### What you need to do
Please set down all the lines beneath this one exactly, without the pictures.
##### Provided material #####
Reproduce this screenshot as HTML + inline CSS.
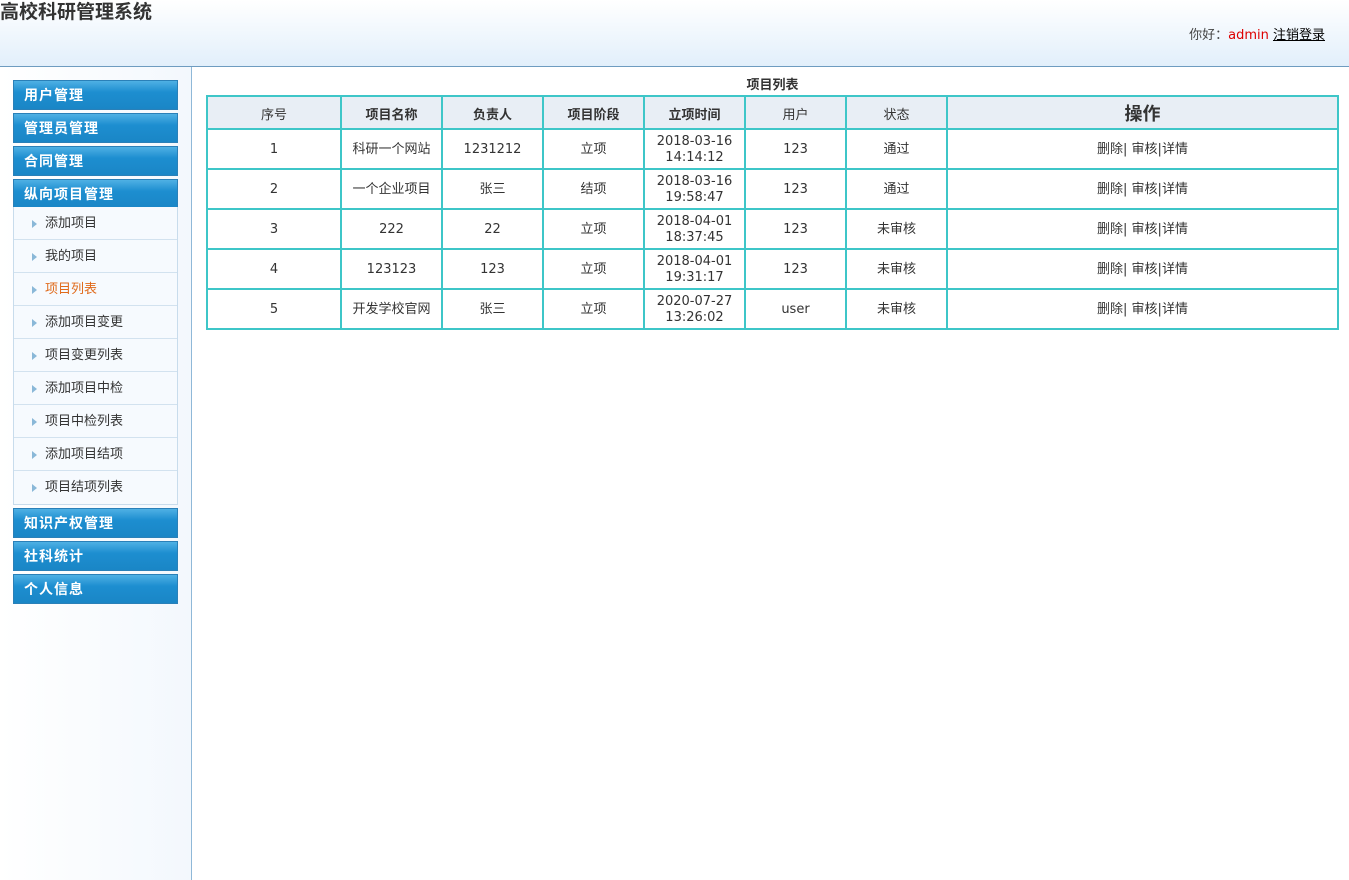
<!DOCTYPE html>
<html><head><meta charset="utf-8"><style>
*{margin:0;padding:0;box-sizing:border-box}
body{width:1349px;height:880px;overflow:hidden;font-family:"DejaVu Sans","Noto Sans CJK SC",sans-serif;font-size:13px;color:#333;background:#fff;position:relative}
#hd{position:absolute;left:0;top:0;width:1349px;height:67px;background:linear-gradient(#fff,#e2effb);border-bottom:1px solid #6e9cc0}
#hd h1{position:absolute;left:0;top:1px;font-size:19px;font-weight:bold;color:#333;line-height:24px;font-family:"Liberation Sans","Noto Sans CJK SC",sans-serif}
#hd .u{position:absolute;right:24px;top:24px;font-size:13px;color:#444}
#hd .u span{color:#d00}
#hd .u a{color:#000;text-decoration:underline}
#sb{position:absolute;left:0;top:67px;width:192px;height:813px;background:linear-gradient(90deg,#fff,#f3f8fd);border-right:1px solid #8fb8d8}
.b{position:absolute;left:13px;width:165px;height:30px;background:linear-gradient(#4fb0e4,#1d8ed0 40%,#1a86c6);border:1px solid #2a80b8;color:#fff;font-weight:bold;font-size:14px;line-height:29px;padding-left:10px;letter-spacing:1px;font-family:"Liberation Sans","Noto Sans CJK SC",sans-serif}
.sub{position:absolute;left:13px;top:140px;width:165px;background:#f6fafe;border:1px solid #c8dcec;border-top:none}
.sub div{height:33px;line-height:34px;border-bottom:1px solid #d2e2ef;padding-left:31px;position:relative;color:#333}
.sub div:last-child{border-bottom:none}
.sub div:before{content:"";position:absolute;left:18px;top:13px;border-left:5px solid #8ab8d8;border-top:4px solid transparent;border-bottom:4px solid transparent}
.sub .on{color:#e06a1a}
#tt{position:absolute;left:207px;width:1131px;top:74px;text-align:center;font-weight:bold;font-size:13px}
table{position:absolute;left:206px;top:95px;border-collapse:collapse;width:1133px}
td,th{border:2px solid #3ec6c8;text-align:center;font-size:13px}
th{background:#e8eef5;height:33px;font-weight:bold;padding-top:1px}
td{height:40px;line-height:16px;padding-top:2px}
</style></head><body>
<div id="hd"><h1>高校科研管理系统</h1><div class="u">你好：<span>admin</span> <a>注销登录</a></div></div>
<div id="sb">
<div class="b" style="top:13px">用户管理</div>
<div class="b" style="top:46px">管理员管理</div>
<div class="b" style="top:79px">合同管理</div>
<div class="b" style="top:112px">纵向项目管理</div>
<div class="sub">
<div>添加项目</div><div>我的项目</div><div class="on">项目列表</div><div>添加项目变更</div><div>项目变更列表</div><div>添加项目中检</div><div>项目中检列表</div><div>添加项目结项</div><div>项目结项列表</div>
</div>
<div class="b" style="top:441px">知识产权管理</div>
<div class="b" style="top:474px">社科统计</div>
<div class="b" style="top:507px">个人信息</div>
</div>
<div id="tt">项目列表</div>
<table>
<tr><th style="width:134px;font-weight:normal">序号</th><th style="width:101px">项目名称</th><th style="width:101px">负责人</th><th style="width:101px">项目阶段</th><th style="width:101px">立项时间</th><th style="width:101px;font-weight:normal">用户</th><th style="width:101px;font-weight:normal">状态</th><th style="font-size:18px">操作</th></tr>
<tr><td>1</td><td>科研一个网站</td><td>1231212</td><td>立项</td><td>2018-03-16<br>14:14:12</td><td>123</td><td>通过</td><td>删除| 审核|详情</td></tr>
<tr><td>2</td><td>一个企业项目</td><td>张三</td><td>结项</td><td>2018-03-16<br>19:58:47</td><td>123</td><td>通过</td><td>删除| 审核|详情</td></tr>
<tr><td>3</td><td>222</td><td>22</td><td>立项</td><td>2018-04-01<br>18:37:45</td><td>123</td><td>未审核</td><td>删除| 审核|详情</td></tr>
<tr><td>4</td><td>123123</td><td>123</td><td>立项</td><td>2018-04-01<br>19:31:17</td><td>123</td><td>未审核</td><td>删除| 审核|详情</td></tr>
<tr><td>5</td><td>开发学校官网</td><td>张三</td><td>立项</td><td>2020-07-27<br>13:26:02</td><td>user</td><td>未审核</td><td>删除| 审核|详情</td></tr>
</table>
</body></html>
#####
### Answer for this exercise
Reproduce this screenshot as HTML + inline CSS.
<!DOCTYPE html>
<html><head><meta charset="utf-8"><style>
*{margin:0;padding:0;box-sizing:border-box}
body{width:1349px;height:880px;overflow:hidden;font-family:"DejaVu Sans","Noto Sans CJK SC",sans-serif;font-size:13px;color:#333;background:#fff;position:relative}
#hd{position:absolute;left:0;top:0;width:1349px;height:67px;background:linear-gradient(#fff,#e2effb);border-bottom:1px solid #6e9cc0}
#hd h1{position:absolute;left:0;top:1px;font-size:19px;font-weight:bold;color:#333;line-height:24px;font-family:"Liberation Sans","Noto Sans CJK SC",sans-serif}
#hd .u{position:absolute;right:24px;top:24px;font-size:13px;color:#444}
#hd .u span{color:#d00}
#hd .u a{color:#000;text-decoration:underline}
#sb{position:absolute;left:0;top:67px;width:192px;height:813px;background:linear-gradient(90deg,#fff,#f3f8fd);border-right:1px solid #8fb8d8}
.b{position:absolute;left:13px;width:165px;height:30px;background:linear-gradient(#4fb0e4,#1d8ed0 40%,#1a86c6);border:1px solid #2a80b8;color:#fff;font-weight:bold;font-size:14px;line-height:29px;padding-left:10px;letter-spacing:1px;font-family:"Liberation Sans","Noto Sans CJK SC",sans-serif}
.sub{position:absolute;left:13px;top:140px;width:165px;background:#f6fafe;border:1px solid #c8dcec;border-top:none}
.sub div{height:33px;line-height:34px;border-bottom:1px solid #d2e2ef;padding-left:31px;position:relative;color:#333}
.sub div:last-child{border-bottom:none}
.sub div:before{content:"";position:absolute;left:18px;top:13px;border-left:5px solid #8ab8d8;border-top:4px solid transparent;border-bottom:4px solid transparent}
.sub .on{color:#e06a1a}
#tt{position:absolute;left:207px;width:1131px;top:74px;text-align:center;font-weight:bold;font-size:13px}
table{position:absolute;left:206px;top:95px;border-collapse:collapse;width:1133px}
td,th{border:2px solid #3ec6c8;text-align:center;font-size:13px}
th{background:#e8eef5;height:33px;font-weight:bold;padding-top:1px}
td{height:40px;line-height:16px;padding-top:2px}
</style></head><body>
<div id="hd"><h1>高校科研管理系统</h1><div class="u">你好：<span>admin</span> <a>注销登录</a></div></div>
<div id="sb">
<div class="b" style="top:13px">用户管理</div>
<div class="b" style="top:46px">管理员管理</div>
<div class="b" style="top:79px">合同管理</div>
<div class="b" style="top:112px">纵向项目管理</div>
<div class="sub">
<div>添加项目</div><div>我的项目</div><div class="on">项目列表</div><div>添加项目变更</div><div>项目变更列表</div><div>添加项目中检</div><div>项目中检列表</div><div>添加项目结项</div><div>项目结项列表</div>
</div>
<div class="b" style="top:441px">知识产权管理</div>
<div class="b" style="top:474px">社科统计</div>
<div class="b" style="top:507px">个人信息</div>
</div>
<div id="tt">项目列表</div>
<table>
<tr><th style="width:134px;font-weight:normal">序号</th><th style="width:101px">项目名称</th><th style="width:101px">负责人</th><th style="width:101px">项目阶段</th><th style="width:101px">立项时间</th><th style="width:101px;font-weight:normal">用户</th><th style="width:101px;font-weight:normal">状态</th><th style="font-size:18px">操作</th></tr>
<tr><td>1</td><td>科研一个网站</td><td>1231212</td><td>立项</td><td>2018-03-16<br>14:14:12</td><td>123</td><td>通过</td><td>删除| 审核|详情</td></tr>
<tr><td>2</td><td>一个企业项目</td><td>张三</td><td>结项</td><td>2018-03-16<br>19:58:47</td><td>123</td><td>通过</td><td>删除| 审核|详情</td></tr>
<tr><td>3</td><td>222</td><td>22</td><td>立项</td><td>2018-04-01<br>18:37:45</td><td>123</td><td>未审核</td><td>删除| 审核|详情</td></tr>
<tr><td>4</td><td>123123</td><td>123</td><td>立项</td><td>2018-04-01<br>19:31:17</td><td>123</td><td>未审核</td><td>删除| 审核|详情</td></tr>
<tr><td>5</td><td>开发学校官网</td><td>张三</td><td>立项</td><td>2020-07-27<br>13:26:02</td><td>user</td><td>未审核</td><td>删除| 审核|详情</td></tr>
</table>
</body></html>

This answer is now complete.